Unless I have misunderstood what this committee mean—and admittedly their language in the last part of the sentence is not too clear—it seems to me to amount to a recommendation that, even if the right of trial of a civil issue by jury is taken away in the Circuit Court, something as good as it should be left behind in the High Court. What I take that to mean is that there should be a special scale of costs of Circuit Court dimensions applicable in the High Court to cases of this kind in which the damages will not be very large, and that an unsuccessful plaintiff who sues in the High Court and recovers damages of less than the Circuit Court ceiling should not be stuck with having to pay costs on the High Court scale to his adversary.

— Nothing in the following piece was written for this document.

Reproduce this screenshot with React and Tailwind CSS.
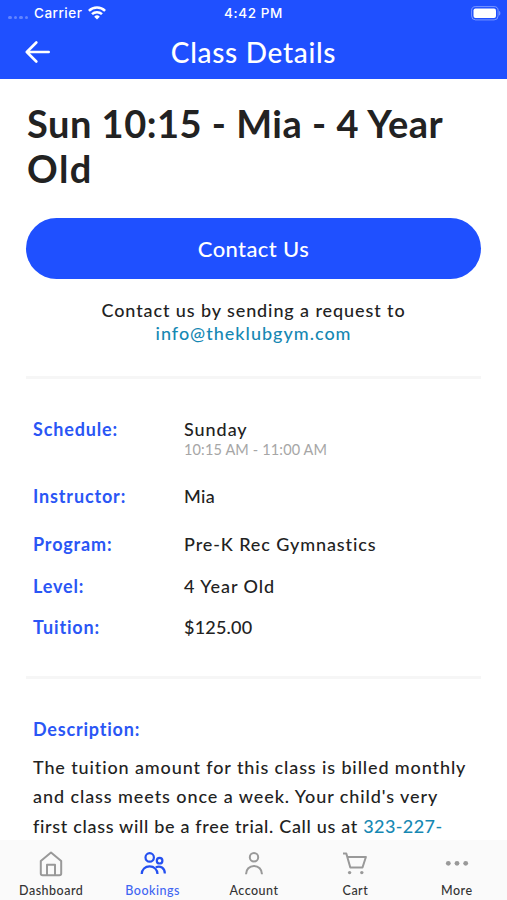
import { clsx } from 'clsx';

const details = [
  { label: 'Schedule:', value: 'Sunday', note: '10:15 AM - 11:00 AM', gap: 'h-[67px]', tracking: 'tracking-[0.95px]' },
  { label: 'Instructor:', value: 'Mia', gap: 'h-12', tracking: 'tracking-[0.3px]' },
  { label: 'Program:', value: 'Pre-K Rec Gymnastics', gap: 'h-[41.5px]', tracking: 'tracking-[0.9px]' },
  { label: 'Level:', value: '4 Year Old', gap: 'h-[41.5px]', tracking: 'tracking-[0.95px]' },
  { label: 'Tuition:', value: '$125.00', gap: 'h-6', tracking: 'tracking-[0.2px]' },
];

const HomeIcon = () => (
  <svg width="26" height="28" viewBox="0 0 26 28" fill="none" stroke="currentColor" strokeWidth="2" strokeLinejoin="round">
    <path d="M2.8 11 13 2.500l10.200 8.500v12.500a1.800 1.800 0 0 1-1.800 1.800H4.600a1.800 1.800 0 0 1-1.800-1.800z" />
    <path d="M9 25.300V14.700h8v10.600" />
  </svg>
);

const BookingsIcon = () => (
  <svg width="26" height="28" viewBox="0 0 26 28" fill="none" stroke="currentColor" strokeWidth="2.200">
    <circle cx="9.700" cy="7.400" r="4.200" />
    <circle cx="19.600" cy="10.700" r="2.800" />
    <path d="M1.700 24c0-4.600 3.500-7.700 7.900-7.700s7.900 3.100 7.900 7.700" />
    <path d="M15.800 17.300c4.300-2.100 9.200.6 9 6.200" />
  </svg>
);

const AccountIcon = () => (
  <svg width="26" height="28" viewBox="0 0 26 28" fill="none" stroke="currentColor" strokeWidth="2">
    <circle cx="13" cy="7.200" r="4.200" />
    <path d="M5 24.300c0-4.900 3.500-8.300 8-8.300s8 3.400 8 8.300" />
  </svg>
);

const CartIcon = () => (
  <svg width="26" height="28" viewBox="0 0 26 28" fill="none" stroke="currentColor" strokeWidth="2" strokeLinejoin="round">
    <path d="M1 3.500h3.300l4 14h12.200L23.900 7H5.400" />
    <circle cx="7.600" cy="22.600" r="1.700" fill="currentColor" stroke="none" />
    <circle cx="19.800" cy="22.600" r="1.700" fill="currentColor" stroke="none" />
  </svg>
);

const MoreIcon = () => (
  <svg width="26" height="28" viewBox="0 0 26 28" fill="currentColor">
    <circle cx="4.300" cy="13.300" r="2.400" />
    <circle cx="13" cy="13.300" r="2.400" />
    <circle cx="21.700" cy="13.300" r="2.400" />
  </svg>
);

const tabs = [
  { name: 'Dashboard', icon: HomeIcon },
  { name: 'Bookings', icon: BookingsIcon, active: true },
  { name: 'Account', icon: AccountIcon },
  { name: 'Cart', icon: CartIcon },
  { name: 'More', icon: MoreIcon },
];

const StatusBar = () => (
  <div className="grid h-[26px] grid-cols-3 items-center font-[Inter,sans-serif] text-[13.5px] font-medium">
    <div className="flex items-center pl-2">
      <span className="mt-[9px] flex gap-[2px]">
        {[0, 1, 2, 3].map((dot) => (
          <span key={dot} className="size-[3.5px] rounded-full bg-white/30" />
        ))}
      </span>
      <span className="ml-[6px] tracking-[0.5px]">Carrier</span>
      <svg className="ml-[6px]" width="18" height="14" viewBox="0 0 18 14" fill="none" stroke="currentColor" strokeWidth="2.500">
        <path d="M.9 4.900a11.500 11.500 0 0 1 16.200 0" />
        <path d="M4 8.200a7.200 7.200 0 0 1 10 0" />
        <path d="M9 13.600 6.200 10.700a4 4 0 0 1 5.600 0z" fill="currentColor" stroke="none" />
      </svg>
    </div>
    <div className="text-center tracking-[0.6px]">4:42 PM</div>
    <div className="flex justify-end pr-[6px]">
      <svg width="30" height="15" viewBox="0 0 30 15">
        <rect x=".6" y=".6" width="26.500" height="13.300" rx="4" fill="none" stroke="#fff" strokeOpacity=".4" />
        <rect x="2.500" y="2.500" width="22.500" height="9.500" rx="2" fill="#fff" />
        <path d="M28.200 5v4.500c1.500-.6 1.500-3.900 0-4.500" fill="#fff" fillOpacity=".45" />
      </svg>
    </div>
  </div>
);

const App = () => {
  return (
    <div className="flex h-[900px] w-[507px] flex-col overflow-hidden bg-white font-[Lato,sans-serif] text-[#222222]">
      <header className="h-[79px] shrink-0 bg-[#1f50ff] text-white">
        <StatusBar />
        <div className="grid h-[52px] grid-cols-[60px_1fr_60px] items-center">
          <svg className="ml-[25px]" width="26" height="24" viewBox="0 0 26 24" fill="none" stroke="currentColor" strokeWidth="2.600" strokeLinecap="round" strokeLinejoin="round">
            <path d="M11.300 2.500 1.800 12l9.500 9.500M2 12h21.700" />
          </svg>
          <h1 className="text-center text-[28px] font-medium tracking-[0.7px]">Class Details</h1>
        </div>
      </header>

      <main className="min-h-0 flex-1 overflow-hidden px-[26px] pt-[22px]">
        <h2 className="pl-px text-[38px] leading-[45px] font-bold tracking-[0.5px] whitespace-nowrap">
          Sun 10:15 - Mia - 4 Year
          <br />
          <span className="tracking-[1.5px]">Old</span>
        </h2>
        <button className="mt-[27px] flex h-[61px] w-full items-center justify-center rounded-full bg-[#1f50ff] text-[22px] font-medium tracking-[0.4px] text-white">
          Contact Us
        </button>
        <p className="mt-[20px] text-center text-[18px] leading-[23px] font-medium tracking-[0.9px]">
          Contact us by sending a request to
          <br />
          <a className="tracking-[1px] text-[#1688b3]">info@theklubgym.com</a>
        </p>

        <section className="mt-[31px] border-t-3 border-[#f6f6f6] px-[7px] pt-[38px]">
          {details.map((row) => (
            <div key={row.label} className={clsx('grid grid-cols-[151px_1fr] text-[18px] leading-6 font-medium whitespace-nowrap', row.gap)}>
              <span className="font-bold tracking-[0.85px] text-[#2a56f5]">{row.label}</span>
              <div>
                <div className={row.tracking}>{row.value}</div>
                {row.note && <div className="text-[14.5px] leading-[18px] font-normal tracking-[0.15px] text-[#a6a6a6]">{row.note}</div>}
              </div>
            </div>
          ))}
        </section>

        <section className="mt-[37px] border-t-3 border-[#f6f6f6] px-[7px] pt-[38px]">
          <h3 className="text-[18px] leading-6 font-bold tracking-[0.8px] text-[#2a56f5]">Description:</h3>
          <p className="mt-[12px] text-[18px] leading-[29.3px] font-medium tracking-[0.88px] whitespace-nowrap">
            The tuition amount for this class is billed monthly
            <br />
            <span className="tracking-[0.92px]">and class meets once a week. Your child's very</span>
            <br />
            <span className="tracking-[0.68px]">
              first class will be a free trial. Call us at <a className="tracking-[0.4px] text-[#1688b3]">323-227-</a>
            </span>
          </p>
        </section>
      </main>

      <nav className="grid h-[60px] shrink-0 grid-cols-5 bg-[#fafafa]">
        {tabs.map(({ name, icon: Icon, active }) => (
          <div key={name} className="flex flex-col items-center pt-[10px] pl-px">
            <span className={clsx('block h-7', active ? 'text-[#2450f0]' : 'text-[#999999]')}>
              <Icon />
            </span>
            <span className={clsx('mt-[5px] text-[12.5px] leading-4 font-medium tracking-[0.5px]', active ? 'text-[#3f65f2]' : 'text-[#333333]')}>{name}</span>
          </div>
        ))}
      </nav>
    </div>
  );
};

export default App;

I concede that I have been allowed to go somewhat far from my amendment. I put this amendment to the House on its own feet. Even if the House rejects it I urge on the Minister to bear in mind what seems to me to be the substance of what the committee suggested when they reported some years ago, and that, if he does insist on doing away with civil juries in the Circuit Court, he will make some special provision whereby citizens can still have actions of the kind I have outlined—deliberate torts— litigated in the High Court with a special provision as to costs in case they do not recover damages above the ceiling of the Circuit Court jurisdiction.